The A18 Pro is the chip from the iPhone 16 Pro, adapted for laptop use. It has 6 CPU cores and 5 GPU cores, compared to the M5’s 10 CPU cores and 8-10 GPU cores. In single-core tasks (app launches, web browsing, typing), the A18 Pro is competitive, scoring 3,461 on Geekbench versus the M5’s estimated 4,200. In multi-core tasks (video encoding, compiling, heavy multitasking), the M5 is roughly twice as fast. The A18 Pro is fast enough for everyday computing; it is not in the same performance tier for sustained workloads.
MacBook Neo vs MacBook Air M5 — is the £500 difference worth it?
It depends on how long you plan to keep the machine and how your needs might grow. The Neo handles today’s web-based workloads well. The Air M5’s 16GB RAM, faster SSD, Thunderbolt 4, P3 display, backlit keyboard, and significantly stronger multi-core performance provide headroom for heavier workloads and longer ownership.
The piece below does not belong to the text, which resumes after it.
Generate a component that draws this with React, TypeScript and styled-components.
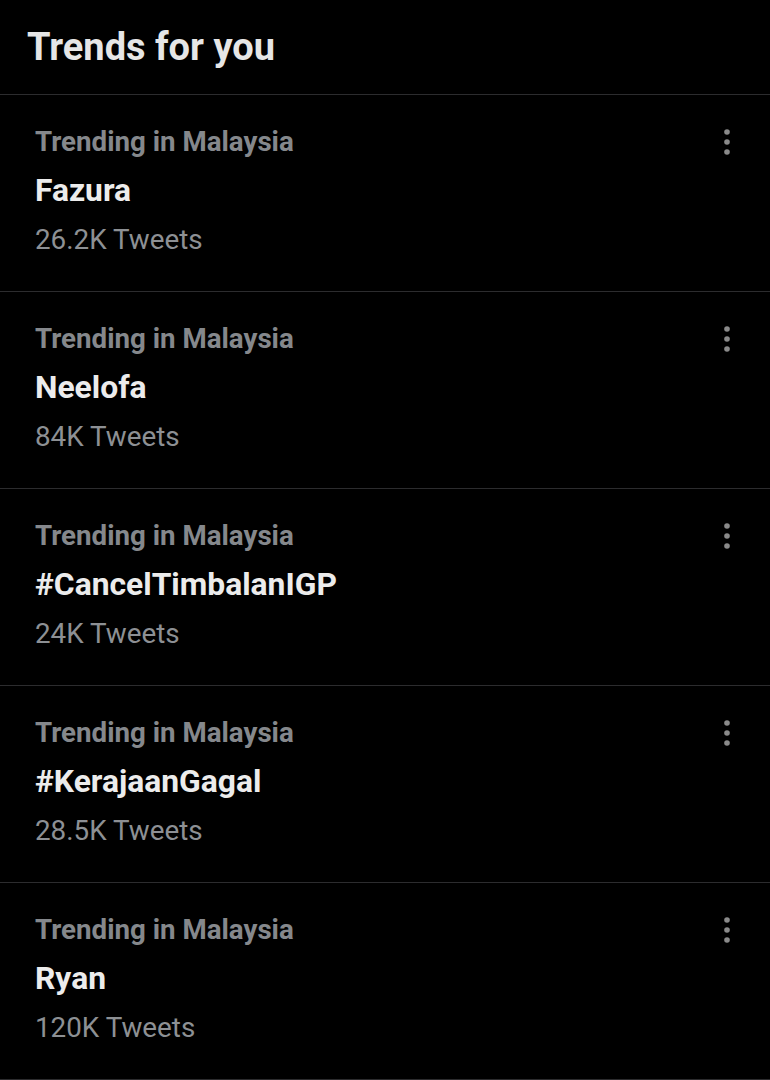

If you are confident your needs will stay within browser-and-documents territory, the Neo saves £500 without meaningful sacrifice. If there is any chance you will need more in two or three years, the Air is the safer investment.
Does the MacBook Neo support external monitors?
Yes, but with limitations. The Neo supports one external display at up to 4K resolution at 60Hz, and only through the USB 3 port (not the USB 2.0 port). There is no Thunderbolt, so daisy-chaining monitors or connecting high-bandwidth docks is not possible. Charging occupies one port, so connecting an external monitor whilst charging leaves no ports free for other wired accessories without a USB-C hub.
Is the MacBook Neo good for programming?
For web development, scripting, and learning to code, yes. Xcode installs and runs, and the A18 Pro handles compilation of small to medium projects without significant delay. The 8GB RAM becomes the constraint for larger projects: running a local development server, a browser, a code editor, and a terminal simultaneously can push against the memory ceiling. Professional developers working on large codebases, running Docker containers, or compiling substantial Swift/C++ projects should choose the MacBook Air M5 for the 16GB RAM and faster multi-core performance.